The peril for journalists, he noted, can come just as much from “the
inherent dangers of reporting from the battlefield or the storm front” as
“from being targeted by criminals, terrorists or repressive governments.”

Columnist Fred Hiatt of The Washington Post, where Khashoggi was a
contributor, stressed the need to seek justice for his slain colleague.

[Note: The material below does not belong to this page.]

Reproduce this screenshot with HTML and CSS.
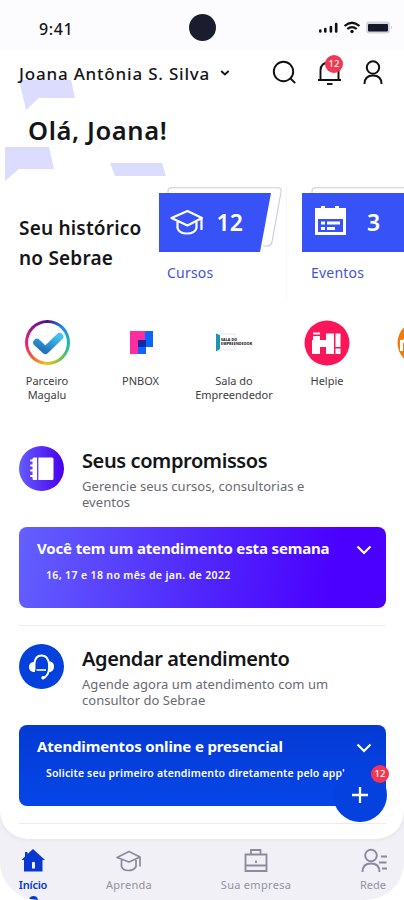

“If he can be murdered with impunity no journalist is safe,” Hiatt told the
ceremony. “If the crime can be committed inside a diplomatic mission… then
no location is safe.”

Khashoggi, a royal insider, was killed and dismembered in the Saudi
consulate in Istanbul in what Riyadh said was a “rogue” operation, but the
CIA has reportedly said the murder was likely ordered by Crown Prince
Mohammed bin Salman.

The memorial now carries the names of 2,344 journalists killed since 1837,
just a fraction of those who have lost their lives gathering and delivering
news — an estimated 54 last year alone.

“This ceremony and the memorial represents the opportunity to remember what
happens with them and the opportunity to not forget,” said Yadira Aguagallo,
the partner of Paul Rivas, a photographer for Ecuador’s El Comercio killed
last year along with journalist Javier Ortega and their driver Efrain
Segarra.

The team were captured and killed by former Colombian rebels during a
reporting assignment on drug trafficking on the border between the two
countries.

Others whose names were added included Mike McCormick and Philip Aaron
Smeltzer, members of a television crew killed reporting on a tropical storm
in South Carolina.

“It means that Mike and Phil aren’t forgotten,” said Mandy Nottingham, a
former colleague of the pair at WYFF television.

“Their work continues because we don’t let it die with them.”